The “jump”? The jump from what? Watty is immensely confused. But he is new to the site, so it is to be expected.

We are not Thomists here. We do not argue from some ultimate interpretive principle outside of our worldview to the existence of a generic god discoverable through unaided fallen human reasoning.

We are Calvinists here. We argue from the ultimate interpretive principle inside of our worldview to the foolishness of unaided fallen human reasoning.

The Christian God in particular is our ultimate interpretive principle. He is the absolute authority who has revealed Himself to us. We evaluate evidence in virtue of our Christian presuppositions. We do not argue to God. We begin our argument with Him.
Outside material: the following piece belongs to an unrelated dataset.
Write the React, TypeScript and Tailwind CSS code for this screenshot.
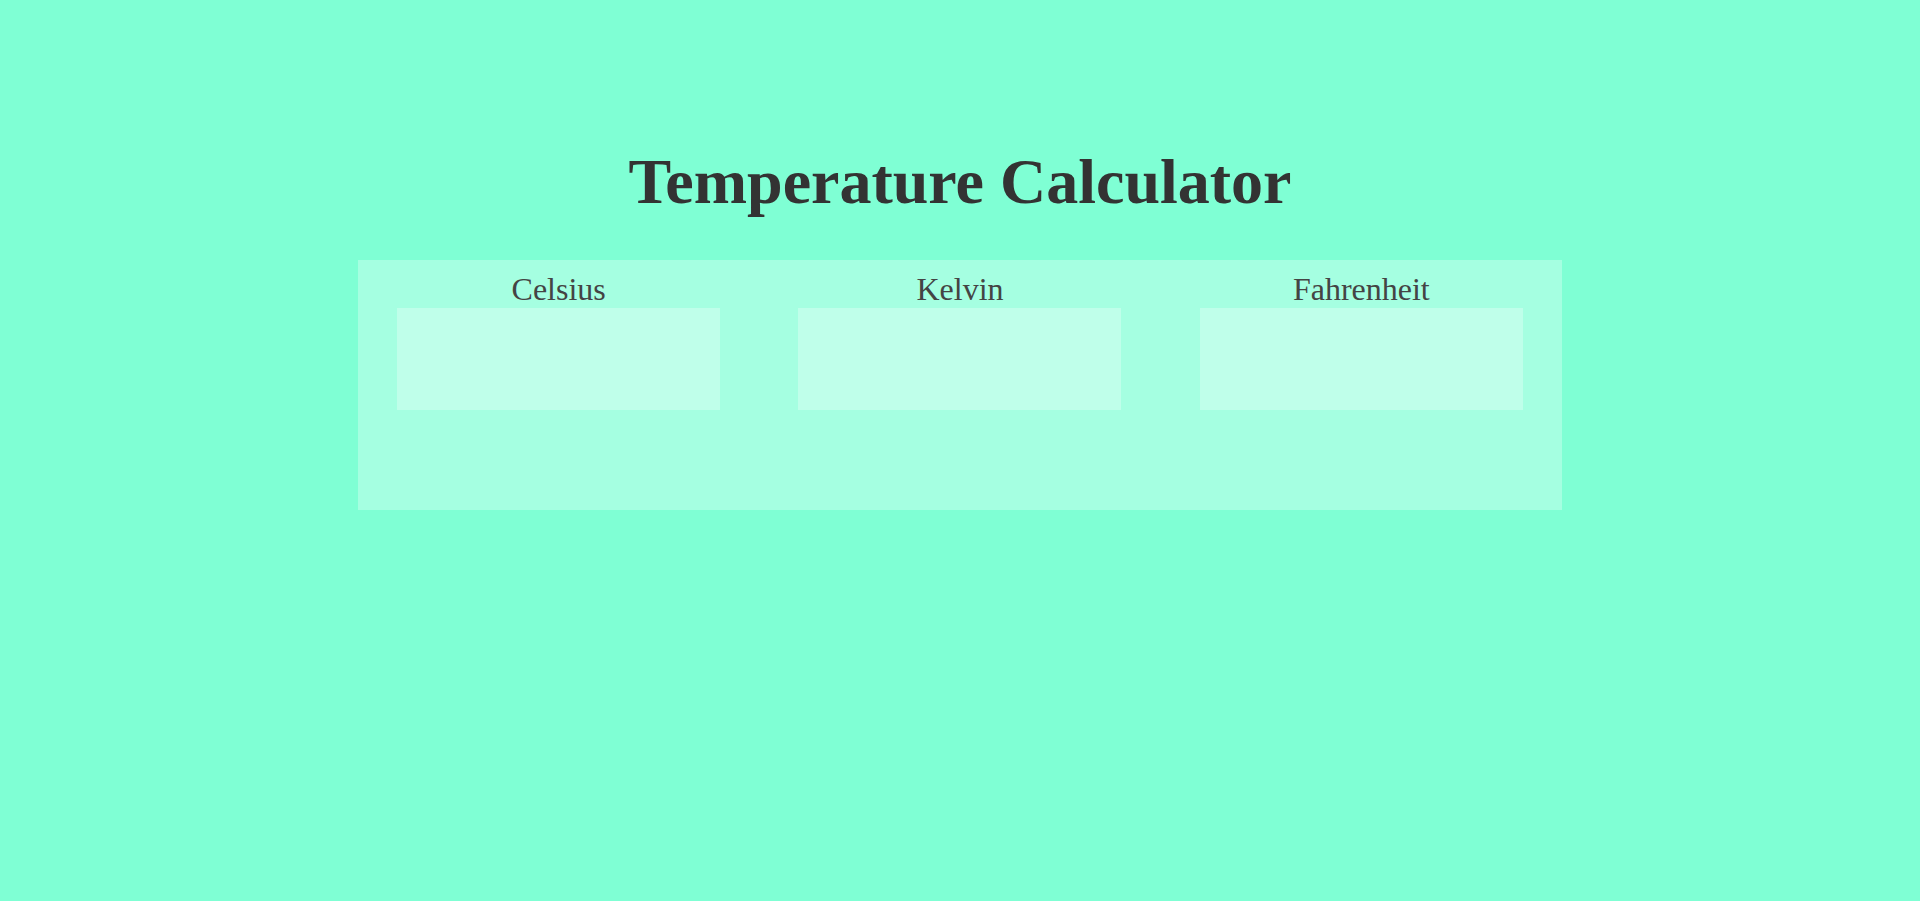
import { useState } from "react";

type Unit = {
    key: string,
    label: string
}

const units: Unit[] = [
    { key: "c", label: "Celsius" },
    { key: "k", label: "Kelvin" },
    { key: "f", label: "Fahrenheit" },
];

export default function App() {
    const [values, setValues] = useState<Record<string, string>>({ c: "", k: "", f: "" });

    const handleChange = (key: string, raw: string) => {
        const n = parseFloat(raw);
        if (isNaN(n)) {
            setValues({ c: "", k: "", f: "", [key]: raw });
            return;
        }
        let c = n;
        if (key === "k") c = n - 273.15;
        if (key === "f") c = (n - 32) * 5 / 9;
        const fmt = (v: number) => String(Math.round(v * 100) / 100);
        setValues({
            c: key === "c" ? raw : fmt(c),
            k: key === "k" ? raw : fmt(c + 273.15),
            f: key === "f" ? raw : fmt(c * 9 / 5 + 32),
        });
    }

    return (
        <div className="min-h-screen bg-[#7fffd4] pt-[146px] font-['Liberation_Serif','Times_New_Roman',serif]">
            <h1 className="text-center text-[64px] leading-[71px] font-bold text-[#333333] mb-[43px]">
                Temperature Calculator
            </h1>
            <div className="w-[1204px] mx-auto bg-[#a5ffe1] pt-[12px] pb-[100px] grid grid-cols-3">
                {units.map(u => (
                    <div key={u.key} className="flex flex-col items-center">
                        <label className="text-[32px] leading-[35px] text-[#444444]">{u.label}</label>
                        <input
                            type="text"
                            value={values[u.key]}
                            onChange={e => handleChange(u.key, e.target.value)}
                            className="mt-px w-[323px] h-[102px] bg-[#bfffea] text-[32px] text-center text-[#333333] outline-none border-0"
                        />
                    </div>
                ))}
            </div>
        </div>
    )
}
You will object that there is something unconscionable about us presupposing the existence of God. I reply that it is no more unconscionable than your presupposing the opposite.

You will respond that the reason you do not believe in God is because there is no evidence for His existence. I reply that when you make the aforementioned claim, you merely assume your position for the sake of arguing for your position.

Your ultimate interpretive principle requires you to believe that there is no evidence for God. Our ultimate interpretive principle requires us to believe that the evidence for God is abundant and plain.

When you complain that the “jump” to God is too far, you take out the Thomists, and leave us standing.

When you complain that the evidence is not extraordinary, you opine according to your own presuppositions, and leave us alone.

The way you present your objections is a bit like coming down hard on someone for driving on the left hand side of the road without taking into account that he’s in England.